WHAT IS NEEDED:
Skip the pictures, please, and write out exactly the lines from the opening of the data through the line containing "string; treatmentLabel: string".
## begin
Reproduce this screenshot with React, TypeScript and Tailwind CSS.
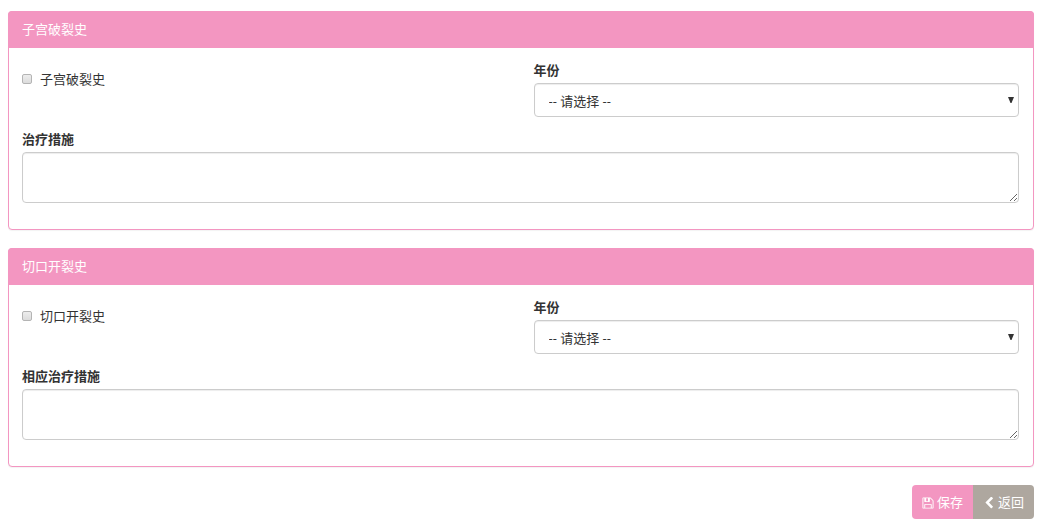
import React, { useId } from "react";

type SectionProps = { title: string; treatmentLabel: string };

function HistorySection({ title, treatmentLabel }: SectionProps) {
  const id = useId();
  return (
    <section className="rounded border border-[#f396c1] bg-white shadow-[0_1px_1px_rgba(0,0,0,0.05)]">
      <h2 className="-mx-px -mt-px rounded-t bg-[#f396c1] px-3.5 py-[9px] text-[13px] leading-[19px] text-white">
        {title}
      </h2>
      <div className="pt-[13px] pr-3.5 pb-[26px] pl-[13px]">
        <div className="grid grid-cols-2 gap-x-[26px]">
          <label className="mt-[9px] flex h-[18px] items-center gap-2 leading-[18px]">
            <input
              type="checkbox"
              className="size-2.5 appearance-none rounded-[2px] border border-[#b4b4b4] bg-linear-to-b from-[#ededed] to-[#dcdcdc] checked:bg-[#f396c1]"
            />
            {title}
          </label>
          <div>
            <label htmlFor={`${id}-year`} className="mb-1 block leading-[18px] font-bold">
              年份
            </label>
            <div className="relative">
              <select
                id={`${id}-year`}
                className="block h-[34px] w-full appearance-none rounded border border-[#ccc] bg-white pt-1 pr-6 pl-3.5 text-[13px] text-[#333] shadow-[inset_0_1px_1px_rgba(0,0,0,0.075)]"
              >
                <option>-- 请选择 --</option>
              </select>
              <svg
                viewBox="0 0 6 6"
                className="pointer-events-none absolute top-3.5 right-[5px] size-1.5 fill-[#333]"
                aria-hidden="true"
              >
                <path d="M0 0h6L3.5 6h-1z" />
              </svg>
            </div>
          </div>
        </div>
        <label htmlFor={`${id}-treatment`} className="mt-[13px] mb-1 block leading-[18px] font-bold">
          {treatmentLabel}
        </label>
        <textarea
          id={`${id}-treatment`}
          className="block h-[51px] w-full rounded border border-[#ccc] bg-white px-3 py-1.5 shadow-[inset_0_1px_1px_rgba(0,0,0,0.075)]"
        />
      </div>
    </section>
  );
}

export default function App() {
  return (
    <main className="flex flex-col gap-[18px] pt-[11px] pr-[19px] pb-2 pl-2 font-['Open_Sans','Noto_Sans_CJK_SC',sans-serif] text-[13px] text-[#333]">
      <HistorySection title="子宫破裂史" treatmentLabel="治疗措施" />
      <HistorySection title="切口开裂史" treatmentLabel="相应治疗措施" />
      <div className="flex justify-end text-white">
        <button
          type="button"
          className="flex h-[34px] items-center gap-[3px] rounded-l bg-[#f396c1] px-2.5 pt-0.5"
        >
          <svg viewBox="0 0 1792 1792" className="size-3 fill-current" aria-hidden="true">
            <path d="M512 1536h768v-384h-768v384zM1408 1536h128v-896q0-14-10-38.5t-20-34.5l-281-281q-10-10-34-20t-39-10v416q0 40-28 68t-68 28h-576q-40 0-68-28t-28-68v-416h-128v1280h128v-416q0-40 28-68t68-28h832q40 0 68 28t28 68v416zM896 608v-320q0-13-9.5-22.5t-22.5-9.5h-192q-13 0-22.5 9.5t-9.5 22.5v320q0 13 9.5 22.5t22.5 9.5h192q13 0 22.5-9.5t9.5-22.5zM1664 640v928q0 40-28 68t-68 28h-1344q-40 0-68-28t-28-68v-1344q0-40 28-68t68-28h928q40 0 88 20t76 48l280 280q28 28 48 76t20 88z" transform="translate(896 896) scale(1.08) translate(-896 -896)" />
          </svg>
          保存
        </button>
        <button
          type="button"
          className="flex h-[34px] items-center gap-[3px] rounded-r bg-[#aea79f] px-2.5 pt-0.5"
        >
          <svg viewBox="0 0 1792 1792" className="size-3 fill-current" aria-hidden="true">
            <path d="M1427 301l-531 531 531 531q19 19 19 45t-19 45l-166 166q-19 19-45 19t-45-19l-742-742q-19-19-19-45t19-45l742-742q19-19 45-19t45 19l166 166q19 19 19 45t-19 45z" transform="translate(896 896) scale(1.08) translate(-896 -896)" />
          </svg>
          返回
        </button>
      </div>
    </main>
  );
}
## end
WRITTEN RESPONSE:
Reproduce this screenshot with React, TypeScript and Tailwind CSS.
import React, { useId } from "react";

type SectionProps = { title: string; treatmentLabel: string };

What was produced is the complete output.